It has been nearly 11 weeks since our household went into quarantine. We’ve gone out to grocery shop, pick up prescriptions, attend to the dog’s health, and go to the post office. Otherwise, we’ve had to content ourselves with activities and entertainment available in our Home Sweet Home.
For the majority of our confinement, I’ve been on a tear to complete household projects that had been lingering on the “to do” list forever. I had quite a lot of them, so it has kept me quite busy. But as I neared the end of that first wave of activity, I started watching more TV. A lot more. So, I decided to explore the subject to see if that was a healthy response to our circumstances.
According to a 2019 Nielsen study, Americans spend a great deal of time in front of screens. (See Note 1.) On average, we watch a smidge over four hours of television per day. We log another six hours on the Internet via our computers, notebooks, SmartPhones, and tablets. Add in another hour-and-three-quarters on the radio and forty-five minutes on game consoles and you’ve got quite a lot of media stimulation! But here’s the kicker: During a national crisis, we tend to up our media consumption by 40-60%. And we’re that much more attuned to social media to bridge the gap in missed face time.
Is all this screen time good for us?
Brain imagining scans show that excess screen time results in a deterioration in structural integrity. (See Note 2.) Gray matter atrophies in areas that govern executive functioning (planning, prioritizing, organizing, regulating impulses), reward pathways, and empathy. Compromised white matter affects internal connections between the right and left lobes as well as the higher (cognitive) and lower (emotional/survival) brain centers. As a result, we’re less adept at critical thinking, less sensitive to others, and more prone to addictive behavior.
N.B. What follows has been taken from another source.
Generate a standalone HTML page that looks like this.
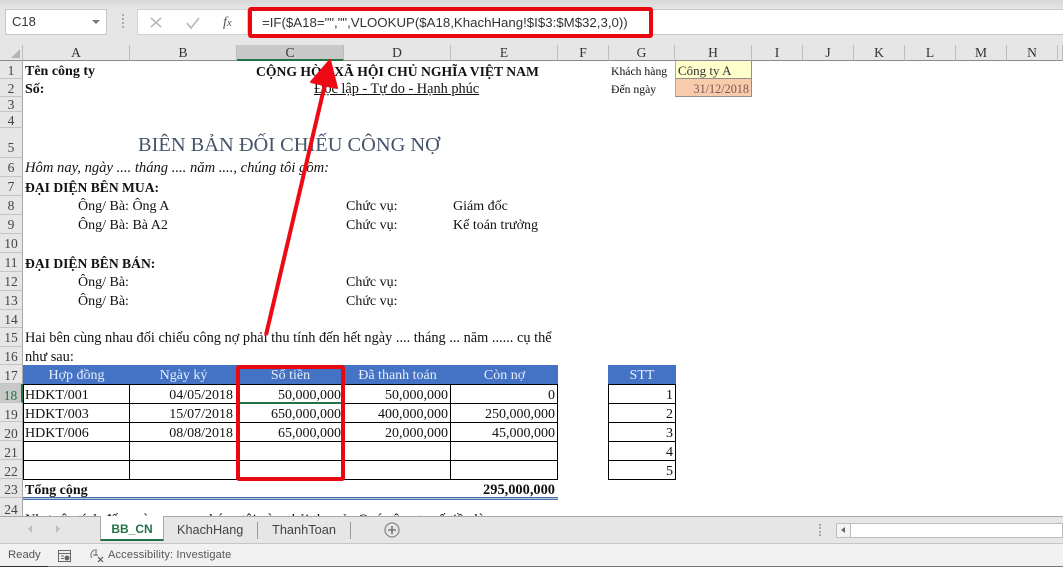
<!DOCTYPE html>
<html><head><meta charset="utf-8"><style>
html,body{margin:0;padding:0;background:#fff}
#p{position:relative;width:1063px;height:567px;overflow:hidden;background:#fff;font-family:"Liberation Serif",serif;font-size:14px;color:#111}
#p div{position:absolute;box-sizing:border-box}
.t{white-space:nowrap;line-height:19px;height:19px;transform:translateY(1px)}
.b{font-weight:bold}
.r{text-align:right}
.c{text-align:center}
.u{font-family:"Liberation Sans",sans-serif;white-space:nowrap}
.rh{left:0;width:23px;background:#e6e6e6;border-bottom:1px solid #c4c4c4;border-right:1px solid #a8a8a8;text-align:center;font-size:13.5px;color:#444;white-space:nowrap}
.ch{top:45px;height:16px;background:#e6e6e6;border-right:1px solid #bdbdbd;border-bottom:1px solid #8a8a8a;text-align:center;font-size:13.5px;line-height:15px;color:#333}
.hd{background:#4472c4;color:#e8eefa;text-align:center;height:19px;line-height:21px;top:365px}
.cell{border-right:1px solid #000;border-bottom:1px solid #000;height:19px;line-height:22px;padding:0 2px 0 1px;text-align:right;white-space:nowrap}
</style></head><body><div id="p">
<!-- top ribbon / formula bar -->
<div style="left:0;top:0;width:1063px;height:45px;background:#e6e6e6"></div>
<div style="left:0;top:0;width:1063px;height:9px;background:linear-gradient(#d8d8d8,#e6e6e6)"></div>
<div style="left:5px;top:9px;width:102px;height:26px;background:#fff;border:1px solid #c6c6c6"></div>
<div class="u" style="left:12px;top:14px;font-size:13px;line-height:16px;color:#333">C18</div>
<div style="left:92px;top:20px;width:0;height:0;border-left:4px solid transparent;border-right:4px solid transparent;border-top:4px solid #777"></div>
<div style="left:122px;top:14px;width:1px;height:14px;border-left:2px dotted #aaa"></div>
<div style="left:137px;top:9px;width:111px;height:26px;background:#fff;border:1px solid #d0d0d0"></div>
<svg style="position:absolute;left:137px;top:9px" width="111" height="26"><path d="M14 9l10 9M24 9l-10 9" stroke="#bbb" stroke-width="1.6" fill="none"/><path d="M50 14l4 5 8-10" stroke="#bbb" stroke-width="1.8" fill="none"/></svg>
<div style="left:223px;top:15px;font-style:italic;font-size:14px;line-height:16px;color:#555">f<span style="font-size:11px">x</span></div>
<div style="left:248px;top:9px;width:815px;height:26px;background:#fff;border-top:1px solid #c6c6c6;border-bottom:1px solid #c6c6c6"></div>
<div class="u" style="left:262px;top:14px;font-size:13.25px;line-height:17px;color:#333">=IF($A18="","",VLOOKUP($A18,KhachHang!$I$3:$M$32,3,0))</div>
<div style="left:0;top:35px;width:1063px;height:10px;background:#e6e6e6"></div>
<!-- column headers -->
<div class="ch" style="left:0;width:23px;background:#e6e6e6"></div>
<div style="left:11px;top:49px;width:0;height:0;border-left:9px solid transparent;border-bottom:9px solid #b5b5b5"></div>
<div class="ch" style="left:23px;width:107px">A</div>
<div class="ch" style="left:130px;width:107px">B</div>
<div class="ch" style="left:237px;width:107px;background:#c8c8c8;border-bottom:2px solid #217346;color:#333">C</div>
<div class="ch" style="left:344px;width:107px">D</div>
<div class="ch" style="left:451px;width:107px">E</div>
<div class="ch" style="left:558px;width:51px">F</div>
<div class="ch" style="left:609px;width:66px">G</div>
<div class="ch" style="left:675px;width:77px">H</div>
<div class="ch" style="left:752px;width:51px">I</div>
<div class="ch" style="left:803px;width:51px">J</div>
<div class="ch" style="left:854px;width:51px">K</div>
<div class="ch" style="left:905px;width:51px">L</div>
<div class="ch" style="left:956px;width:51px">M</div>
<div class="ch" style="left:1007px;width:51px">N</div>
<div class="ch" style="left:1058px;width:5px"></div>
<!-- row headers -->
<div class="rh" style="top:61px;height:18px;line-height:19px">1</div>
<div class="rh" style="top:79px;height:18px;line-height:19px">2</div>
<div class="rh" style="top:97px;height:15px;line-height:16px">3</div>
<div class="rh" style="top:112px;height:16px;line-height:17px">4</div>
<div class="rh" style="top:128px;height:30px;line-height:40px">5</div>
<div class="rh" style="top:158px;height:19px;line-height:19px">6</div>
<div class="rh" style="top:177px;height:19px;line-height:19px">7</div>
<div class="rh" style="top:196px;height:19px;line-height:19px">8</div>
<div class="rh" style="top:215px;height:19px;line-height:19px">9</div>
<div class="rh" style="top:234px;height:19px;line-height:19px">10</div>
<div class="rh" style="top:253px;height:19px;line-height:19px">11</div>
<div class="rh" style="top:272px;height:19px;line-height:19px">12</div>
<div class="rh" style="top:291px;height:19px;line-height:19px">13</div>
<div class="rh" style="top:310px;height:18px;line-height:19px">14</div>
<div class="rh" style="top:328px;height:19px;line-height:19px">15</div>
<div class="rh" style="top:347px;height:18px;line-height:19px">16</div>
<div class="rh" style="top:365px;height:19px;line-height:21px">17</div>
<div class="rh" style="top:384px;height:19px;line-height:23px;background:#c8c8c8;border-right:2px solid #217346;color:#217346">18</div>
<div class="rh" style="top:403px;height:19px;line-height:23px">19</div>
<div class="rh" style="top:422px;height:19px;line-height:23px">20</div>
<div class="rh" style="top:441px;height:19px;line-height:23px">21</div>
<div class="rh" style="top:460px;height:19px;line-height:23px">22</div>
<div class="rh" style="top:479px;height:19px;line-height:22px">23</div>
<div class="rh" style="top:498px;height:19px;line-height:24px">24</div>
<!-- sheet text -->
<div class="t b" style="left:25px;top:61px">Tên công ty</div>
<div class="t b" style="left:25px;top:79px">Số:</div>
<div class="t b" style="left:256px;top:61px;font-size:13.66px">CỘNG HÒA XÃ HỘI CHỦ NGHĨA VIỆT NAM</div>
<div class="t" style="left:314px;top:79px;font-size:14.3px;text-decoration:underline">Độc lập - Tự do - Hạnh phúc</div>
<div class="t" style="left:611px;top:61px;font-size:11.7px">Khách hàng</div>
<div class="t" style="left:611px;top:79px;font-size:11.7px">Đến ngày</div>
<div style="left:675px;top:61px;width:77px;height:18px;background:#ffffcc;border-right:1px solid #8f8f8f;border-bottom:1px solid #8f8f8f;border-left:1px solid #aaa;padding-left:2px;line-height:20px;font-size:13px;white-space:nowrap;color:#333">Công ty A</div>
<div style="left:675px;top:79px;width:77px;height:18px;background:#f8cbad;border-right:1px solid #8f8f8f;border-bottom:1px solid #8f8f8f;border-left:1px solid #aaa;padding-right:2px;text-align:right;line-height:20px;font-size:12.2px;color:#7a5a50">31/12/2018</div>
<div class="t" style="left:138px;top:131px;font-size:20.4px;line-height:26px;height:26px;color:#44546a">BIÊN BẢN ĐỐI CHIẾU CÔNG NỢ</div>
<div class="t" style="left:25px;top:158px;font-size:14.6px;font-style:italic">Hôm nay, ngày .... tháng .... năm ...., chúng tôi gồm:</div>
<div class="t b" style="left:25px;top:177px;font-size:13.6px">ĐẠI DIỆN BÊN MUA:</div>
<div class="t" style="left:78px;top:196px">Ông/ Bà: Ông A</div>
<div class="t" style="left:346px;top:196px">Chức vụ:</div>
<div class="t" style="left:453px;top:196px">Giám đốc</div>
<div class="t" style="left:78px;top:215px">Ông/ Bà: Bà A2</div>
<div class="t" style="left:346px;top:215px">Chức vụ:</div>
<div class="t" style="left:453px;top:215px">Kế toán trưởng</div>
<div class="t b" style="left:25px;top:253px;font-size:13.6px">ĐẠI DIỆN BÊN BÁN:</div>
<div class="t" style="left:78px;top:272px">Ông/ Bà:</div>
<div class="t" style="left:346px;top:272px">Chức vụ:</div>
<div class="t" style="left:78px;top:291px">Ông/ Bà:</div>
<div class="t" style="left:346px;top:291px">Chức vụ:</div>
<div class="t" style="left:25px;top:328px;font-size:14.35px">Hai bên cùng nhau đối chiếu công nợ phải thu tính đến hết ngày .... tháng ... năm ...... cụ thể</div>
<div class="t" style="left:25px;top:347px;font-size:14.35px">như sau:</div>
<!-- table -->
<div class="hd" style="left:23px;width:107px">Hợp đồng</div>
<div class="hd" style="left:130px;width:107px">Ngày ký</div>
<div class="hd" style="left:237px;width:107px">Số tiền</div>
<div class="hd" style="left:344px;width:107px">Đã thanh toán</div>
<div class="hd" style="left:451px;width:107px">Còn nợ</div>
<div class="hd" style="left:608px;width:68px">STT</div>
<div style="left:23px;top:384px;width:535px;height:1px;background:#000"></div>
<div style="left:608px;top:384px;width:68px;height:1px;background:#000"></div>

<div class="cell" style="left:23px;top:385px;width:107px;text-align:left;border-left:1px solid #000">HDKT/001</div>
<div class="cell" style="left:130px;top:385px;width:107px;padding-right:3px">04/05/2018</div>
<div class="cell" style="left:237px;top:385px;width:107px">50,000,000</div>
<div class="cell" style="left:344px;top:385px;width:107px">50,000,000</div>
<div class="cell" style="left:451px;top:385px;width:107px">0</div>
<div class="cell" style="left:23px;top:404px;width:107px;text-align:left;border-left:1px solid #000">HDKT/003</div>
<div class="cell" style="left:130px;top:404px;width:107px;padding-right:3px">15/07/2018</div>
<div class="cell" style="left:237px;top:404px;width:107px">650,000,000</div>
<div class="cell" style="left:344px;top:404px;width:107px">400,000,000</div>
<div class="cell" style="left:451px;top:404px;width:107px">250,000,000</div>
<div class="cell" style="left:23px;top:423px;width:107px;text-align:left;border-left:1px solid #000">HDKT/006</div>
<div class="cell" style="left:130px;top:423px;width:107px;padding-right:3px">08/08/2018</div>
<div class="cell" style="left:237px;top:423px;width:107px">65,000,000</div>
<div class="cell" style="left:344px;top:423px;width:107px">20,000,000</div>
<div class="cell" style="left:451px;top:423px;width:107px">45,000,000</div>
<div class="cell" style="left:23px;top:442px;width:107px;border-left:1px solid #000"></div>
<div class="cell" style="left:130px;top:442px;width:107px"></div>
<div class="cell" style="left:237px;top:442px;width:107px"></div>
<div class="cell" style="left:344px;top:442px;width:107px"></div>
<div class="cell" style="left:451px;top:442px;width:107px"></div>
<div class="cell" style="left:23px;top:461px;width:107px;border-left:1px solid #000"></div>
<div class="cell" style="left:130px;top:461px;width:107px"></div>
<div class="cell" style="left:237px;top:461px;width:107px"></div>
<div class="cell" style="left:344px;top:461px;width:107px"></div>
<div class="cell" style="left:451px;top:461px;width:107px"></div>

<div class="cell" style="left:608px;top:385px;width:68px;border-left:1px solid #000">1</div>
<div class="cell" style="left:608px;top:404px;width:68px;border-left:1px solid #000">2</div>
<div class="cell" style="left:608px;top:423px;width:68px;border-left:1px solid #000">3</div>
<div class="cell" style="left:608px;top:442px;width:68px;border-left:1px solid #000">4</div>
<div class="cell" style="left:608px;top:461px;width:68px;border-left:1px solid #000">5</div>

<div style="left:238px;top:402px;width:105px;height:2px;background:#217346"></div>
<div class="t b" style="left:25px;top:480px">Tổng cộng</div>
<div class="t b r" style="left:451px;top:480px;width:104px;font-size:14.4px">295,000,000</div>
<div style="left:23px;top:497px;width:535px;height:3px;background:#b9c8e0;border-top:1px solid #4a6fa8;border-bottom:1px solid #4a6fa8"></div>
<div class="t" style="left:25px;top:510px;font-size:14.35px">Như vậy tính đến ngày .........., chúng tôi còn phải thu của Quý công ty số tiền là:</div>

<!-- red overlay -->
<div style="left:236px;top:365px;width:109px;height:116px;border:4px solid #e8080f;border-radius:3px"></div>
<div style="left:248px;top:7px;width:405px;height:31px;border:4px solid #e8080f;border-radius:3px"></div>
<svg style="position:absolute;left:0;top:0" width="1063" height="567"><path d="M266 335L325 84" stroke="#ee0a14" stroke-width="4" fill="none"/><path d="M330 60L311 82L337 88Z" fill="#ee0a14" stroke="#ee0a14" stroke-width="2" stroke-linejoin="round"/></svg>

<!-- tab bar -->
<div style="left:0;top:516px;width:1063px;height:28px;background:#e6e6e6;border-top:1px solid #a8a8a8;border-bottom:1px solid #c6c6c6"></div>
<div style="left:28px;top:525px;width:0;height:0;border-top:4px solid transparent;border-bottom:4px solid transparent;border-right:4px solid #bdbdbd"></div>
<div style="left:56px;top:525px;width:0;height:0;border-top:4px solid transparent;border-bottom:4px solid transparent;border-left:4px solid #bdbdbd"></div>
<div class="u" style="left:100px;top:516px;width:64px;height:25px;background:#fff;border-left:1px solid #a8a8a8;border-right:1px solid #a8a8a8;border-bottom:2px solid #217346;text-align:center;line-height:26px;font-size:12px;font-weight:bold;color:#217346">BB_CN</div>
<div class="u" style="left:177px;top:518px;font-size:12.7px;line-height:24px;color:#444">KhachHang</div>
<div style="left:257px;top:522px;width:1px;height:17px;background:#999"></div>
<div class="u" style="left:272px;top:518px;font-size:12.8px;line-height:24px;color:#444">ThanhToan</div>
<div style="left:350px;top:522px;width:1px;height:17px;background:#999"></div>
<svg style="position:absolute;left:384px;top:522px" width="17" height="17"><circle cx="8" cy="8" r="7" fill="none" stroke="#8a8a8a" stroke-width="1.3"/><path d="M8 4v8M4 8h8" stroke="#777" stroke-width="1.6"/></svg>
<div style="left:819px;top:524px;width:1px;height:12px;border-left:2px dotted #aaa"></div>
<div style="left:836px;top:523px;width:227px;height:15px;background:#fff;border:1px solid #bdbdbd"></div>
<div style="left:836px;top:523px;width:15px;height:15px;background:#f4f4f4;border:1px solid #bdbdbd"></div>
<div style="left:841px;top:527px;width:0;height:0;border-top:3.5px solid transparent;border-bottom:3.5px solid transparent;border-right:4px solid #666"></div>
<!-- status bar -->
<div style="left:0;top:544px;width:1063px;height:22px;background:#f1f1f1"></div>
<div style="left:0;top:566px;width:1063px;height:1px;background:#777"></div>
<div style="left:0;top:566px;width:48px;height:1px;background:#333"></div>
<div class="u" style="left:8px;top:548px;font-size:11.3px;line-height:15px;color:#555">Ready</div>
<svg style="position:absolute;left:57px;top:549px" width="16" height="14"><path d="M1.5 1.5h12v11h-12zM1.5 4.5h12M4 7h3M4 9.500h3" fill="none" stroke="#666"/><circle cx="10" cy="9" r="2.500" fill="#666"/></svg>
<svg style="position:absolute;left:88px;top:548px" width="17" height="15"><path d="M7 2a5 5 0 0 0-3 8" fill="none" stroke="#777"/><path d="M8 1v7M5 7h5" fill="none" stroke="#666"/><path d="M10 9l5 5M15 9l-5 5" stroke="#555" stroke-width="1.200"/></svg>
<div class="u" style="left:108px;top:548px;font-size:11px;line-height:15px;letter-spacing:.16px;color:#555">Accessibility: Investigate</div>
</div></body></html>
Screen time has been associated with increased heart disease, stroke, and type 2 diabetes as a function of high blood pressure, high blood sugar, excess midsection body fat, and high cholesterol/triglycerides. (See Note 3.) Such risks proved to be dose-dependent and were not moderated substantially by outside physical activity. Moreover, watching TV two or more hours per day and snacking while viewing has been associated with increased risk of obesity. (See Note 4.) And, of course, if we’re working full time and watching a lot of TV, we may not make time for exercise.
But doesn’t TV relieve stress and help us chill out? Assuming the content imparts happy or peaceful images, that argument likely holds true for limited engagement. But protracted screen time may be associated with impaired emotional health. Decades of data collected by the General Social Survey demonstrates that happiness has been linked favorably with social activities, religious affiliation, and reading and negatively with television. (See Note 5.) Of course, correlation does not prove causation. But, it certainly warrants moderating one’s screen time to see if less results in a better mood.
So, what should I do?
First and foremost: Exercise! For optimal cardiovascular health, Dr. Dean Ornish recommends stretching at least 20 minutes per day plus 30 minutes of aerobic exercise. That regimen should be supplemented with weight training for healthy bones and firm musculature. Exercise is good for the body and good for the brain.
Second: Meditate. I’ve written several posts on the benefits of meditation. This practice gains increased importance during times of uncertainty and stress. We cannot change the past nor control the future. We can train ourselves to live in the moment with a calm, clear, centered outlook. That perspective will alleviate stress and place us in the best position to make good decisions.
Third: Read. The Pew Research Center found that readers are drawn to books for pleasure, personal enrichment, and the joy of escaping into an alternate reality. (See Note 6.) Researchers at Emory University also found that “reading stories not only strengthen language processing regions but also affect the individual through embodied semantics in sensorimotor regions.” (See Note 7.) In other words, reading gives the brain a nice workout!
Fourth: Just do something. Cook. Garden. Knock off projects on the “to do” list. Learn to play a musical instrument or perfect skills on ones you already know how to play. Learn a foreign language. Make some art. Write a poem. Play cards or board games with family members. Give your screens – and your eyes – some rest!